The sizzling “Quartet” documents a dream
ensemble featuring Kinsey on keys, Hurst on upright
bass, Tavaglione on tenor sax and Colaiuta on drums.
“Wishing Tree,” a dramatic duet with Tavaglione,
is a prime example of Scott’s orchestral touch
on synths that rekindles memories of the special chemistry
that Zawinul and Wayne Shorter demonstrated in concert
with Weather Report. “Let’s face it, they
invented it,” says Kinsey. “That was their
thing. That language they created is really where I’m
coming from. While I never want to copy anything and
that’s never been the point whatsoever for me,
it’s just a sound and a concept that’s ingrained
in me. I used to wonder, ‘How did they come up
with this way of playing together and have it sound
so off-the-cuff yet also have it sound organized and
so burning on top of it?’ So that’s been
a direction to go in for me -- to have the music be
that open and have it still have that kind of energy.”

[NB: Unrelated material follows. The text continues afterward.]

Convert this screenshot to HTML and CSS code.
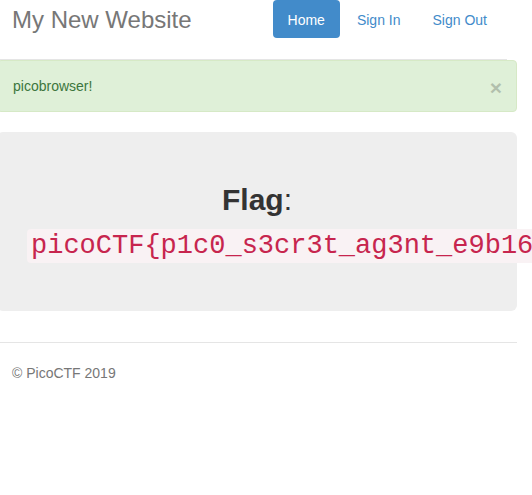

The throbbing “Big Rock” is another nod
to Zawinul’s pioneering synth prowess, echoing
elements of both Weather Report and the Zawinul Syndicate,
while “Uncle Pat’s Gypsy Van” is a
playful excursion into Scott’s private world of
sound textures, loops and samples.
“Under Radar Intro” is a musical conversation
between Kinsey and drummer Covington that just happened
to be captured during a sound check for this recording.
It segues neatly into “Under Radar,” an
exotic groover with a subtle Afro-pop vibe that features
Laboriel on bass and Sabal-Lecco on piccolo bass. “Shinjuku”

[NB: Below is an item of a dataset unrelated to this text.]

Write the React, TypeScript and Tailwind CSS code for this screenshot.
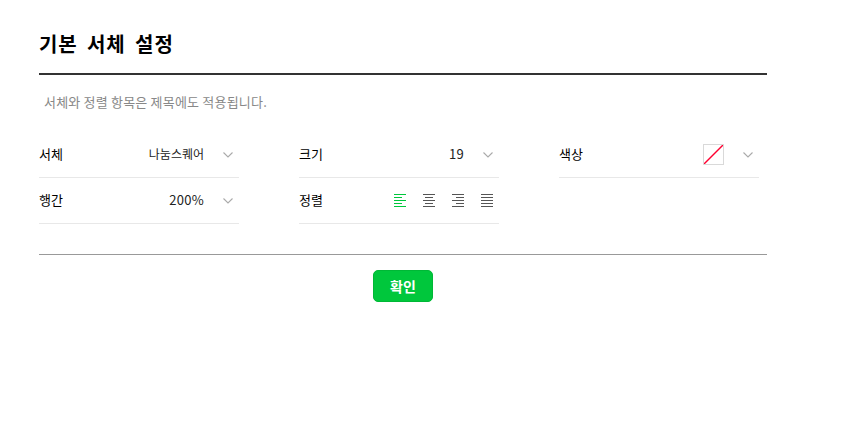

is an unadulterated burner paced by the hyper-kinetic
pulse of drummer Ronald Bruner Jr. “I wanted to
have a tune that represented the band that was playing
a lot in Los Angeles at the club Lavalee,” says
Kinsey. “In that moment it was me, Scott Henderson,
Jimmy Earl and Ronald. And this tune pretty much represents
the energy we have on the gig.” Henderson unleashes
with some fretboard fury and liquid whammy bar articulations
in his outstanding solo here.
The calming closer, “One for Jinshi,” is
a mid tempo swing groove, underscored by Covington’s
brushwork, and featuring some nasty wah-wah explosions
and bluesy abandon by guest guitarist Michael Landau.
Tavaglione adds a soprano sax solo at the tag, and Tim
Hagans offers some tasty muted trumpet work on the bridge,
alongside Tav’s overdubbed flute.
“This whole project was done very intuitively
and organically,” says Kinsey. “I tried
not to think about it too much and also tried not to
write so much music that we wrote ourselves into a box.
Because I want it to be alive and have it be more about
how we play together rather than the music that I compose.
I feel like sometimes it can be an ‘I, I, I’
thing when you compose, and that bothers me. What I
like to do is just come up with some lines and ideas
I like and just see where the band can take them. This
way we can just improvise and keep it fun and fresh.
And of course, I always want to keep the music from
ever getting too boring."
No chance of that on Kinesthetics, which radiates with
audacious energy and daring ideas from start to finish.